Opinion: NCAA in desperate need of change in regulations defining amateur status

Bryan Hudnell | Staff Writer

The Federal Bureau of Investigation is currently investigating more than 20 College Basketball programs for potential National Collegiate Athletic Association rule violations. Schools that are under investigation include: Arizona, Duke, Kansas, Kentucky, North Carolina, Texas, Michigan State, and University of Southern California.

To dive deeper into the report, a wiretap was also discovered of Arizona head coach Sean Miller allegedly discussing a $100,000 payment to star prospect DeAndre Ayton to secure his commitment to the university.

College Basketball is a mess. With scandal after scandal, it has become increasingly obvious that there needs to be a great deal of reform to help avoid problems like this from happening again and it all comes down to one simple solution for not just college basketball, but collegiate athletics as a whole.

The NCAA needs to redefine their definition of amateurism.

On their website, the NCAA defines amateurism as the “bedrock principle” of college athletics and is “crucial to preserving an academic environment in which acquiring a quality education is the first priority”. By agreeing to participate in a collegiate sport, it is required that all athletes to be certified as amateurs or else they can not play.

The whole idea of amateurism is to make sure that the student-athlete is taking care of his or her responsibilities in the classroom. It allows them to focus on their education instead of any potential outside distractions. These distractions include signing an agent, having contact with professional teams, and accepting money from endorsers.

On the surface, this logic makes sense. People go to college to further their education by obtaining a degree; not to dribble a basketball or throw a football. However, this logic is thrown out the window when the NCAA, a non-profit organization, profits roughly a billion dollars every year and athletes receive no compensation for it.

The argument that student-athletes are paid in education fails to recognize that the NCAA is a requirement to achieve the goals of the top athletes. College is a pit stop for the NBA and NFL, which both have requirements that players must be a certain number of years out of high school. This is only a small portion of student-athletes, but these are the ones we hear about the most in regards to compensation.

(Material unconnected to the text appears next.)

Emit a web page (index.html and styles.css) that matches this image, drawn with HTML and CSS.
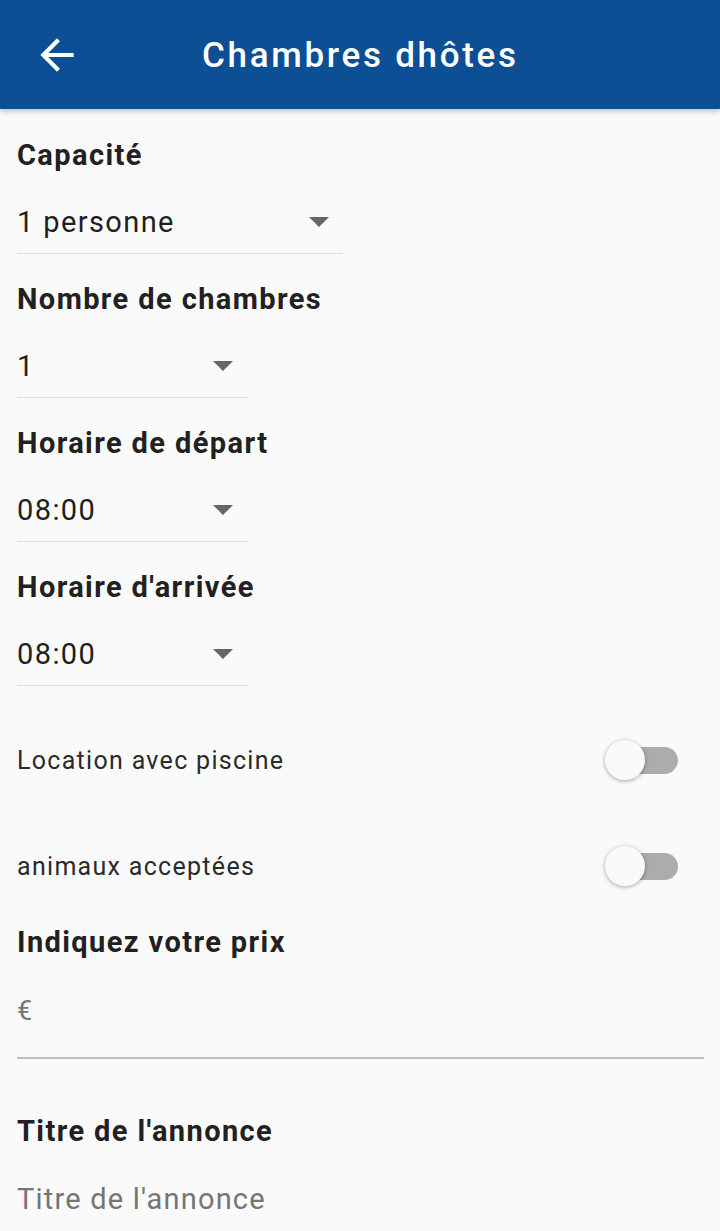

Sure, going overseas is an option for players to be paid and not suffer being broke in college, but how many 18-year-olds do you know that would rather go to a foreign country and live by themselves than go to a college in the US? The NCAA is the best option for many student-athletes, and it knows it, so it continues to use student labor for profit.

Another argument against paying players is that it would change the landscape of the NCAA to include only the top sports for only a handful of schools that can afford to pay such players. If the NCAA paid players, it would have to pay not only men’s basketball and football, but also women’s lacrosse and men’s cross country. The idea that compensation would have to be equal throughout the entire NCAA, from Division I basketball to Division III rowing, is completely off the mark.

Not all people get paid the same, and whether you like it or not, that is not going to change with a possible NCAA pay-for-play system. Women’s hockey is not going to shell out the same amount of money that football will because they make significantly less revenue.

Even if the NCAA wants to avoid paying players salaries, they should allow their athletes to use their own likeness to make money. In August of 2017, University of Central Florida (UCF) kicker Donald De La Haye lost his scholarship because he refused to demonetize his YouTube channel. If De La Haye chose not to reference his status as a student-athlete or depict his football skill or ability, he keeps his scholarship and his channel. The question that the NCAA needs to answer is what is harmful about something simple like a YouTube channel? If anything, it brings publicity to UCF and college football while also allowing De La Haye to be more financially secure.

Notable athletes that have been investigated for receiving improper benefits include Cam Newton, Reggie Bush, Dez Bryant, and A.J. Green. Bush had to give us his 2005 Heisman Trophy where he rushed for 1,740 yards and 16 touchdowns. The NCAA tries to erase memorable moments in college football history as a form of punishment to these athletes that have made them millions in revenue.      

Athletes still should not have contact with agents or professional teams, but a

player should be allowed to sign a simple autograph if their name is valuable. If they have put in the work necessary to have their signature worth a few hundred dollars, then they should be awarded for it. This does not hurt the quality of the game in anyway, and players can still support themselves while they are on campus.

The NCAA has been accumulating wealth at the expense of unpaid labor for far too long, and enabling more lenient amateur regulations would be a step in the right direction in solving that.